Rectangle Perimeter Calculator

Rectangle Perimeter Formula

A rectangle is a quadrilateral with four right angles. Opposite sides are equal in length. The perimeter is the total distance around the outside of the rectangle, calculated by adding all four sides together. Since opposite sides are equal, the formula simplifies to twice the sum of length and width.

Key Rectangle Formulas

Perimeter

The total distance around the rectangle.

P = 2(l + w)

Area

The space enclosed within the rectangle.

A = l × w

Diagonal

The line connecting opposite corners, found using the Pythagorean theorem.

d = √(l² + w²)

Alternate Perimeter Formulas

There are several equivalent ways to express the perimeter of a rectangle:

P = 2l + 2w - Adding twice the length and twice the width.
P = 2(l + w) - Factored form, the most commonly used.
P = 4s - Special case when l = w (a square).

Properties of a Rectangle

All four angles are right angles (90 degrees).
Opposite sides are parallel and equal in length.
Diagonals are equal in length and bisect each other.
A square is a special case of a rectangle where all sides are equal.
The diagonal divides the rectangle into two congruent right triangles.

Real-World Applications

Rectangle perimeter calculations are among the most common in everyday life.
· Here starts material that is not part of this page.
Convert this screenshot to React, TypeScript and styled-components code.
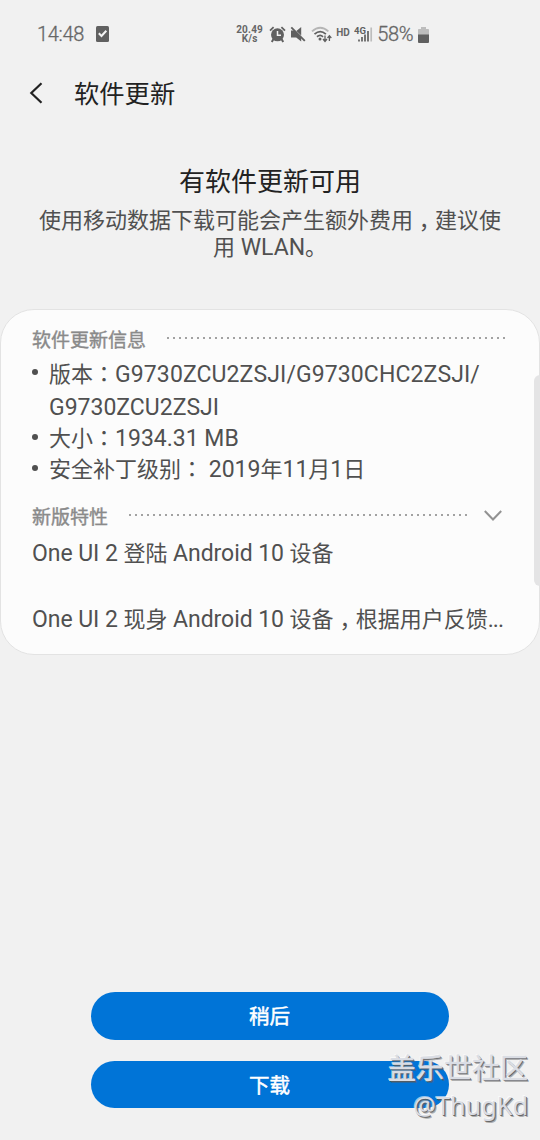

They are used for calculating the amount of fencing for a rectangular yard, the length of trim for a room, the border material for a picture frame, or the edging for a rectangular garden bed. Understanding this simple formula is fundamental to many construction and design tasks.

Perimeter and Area Relationship

For a fixed perimeter, the rectangle with the maximum area is a square. Conversely, for a fixed area, the rectangle with the minimum perimeter is also a square. This principle is used in optimization problems and is why many storage containers and rooms tend toward square proportions for efficiency.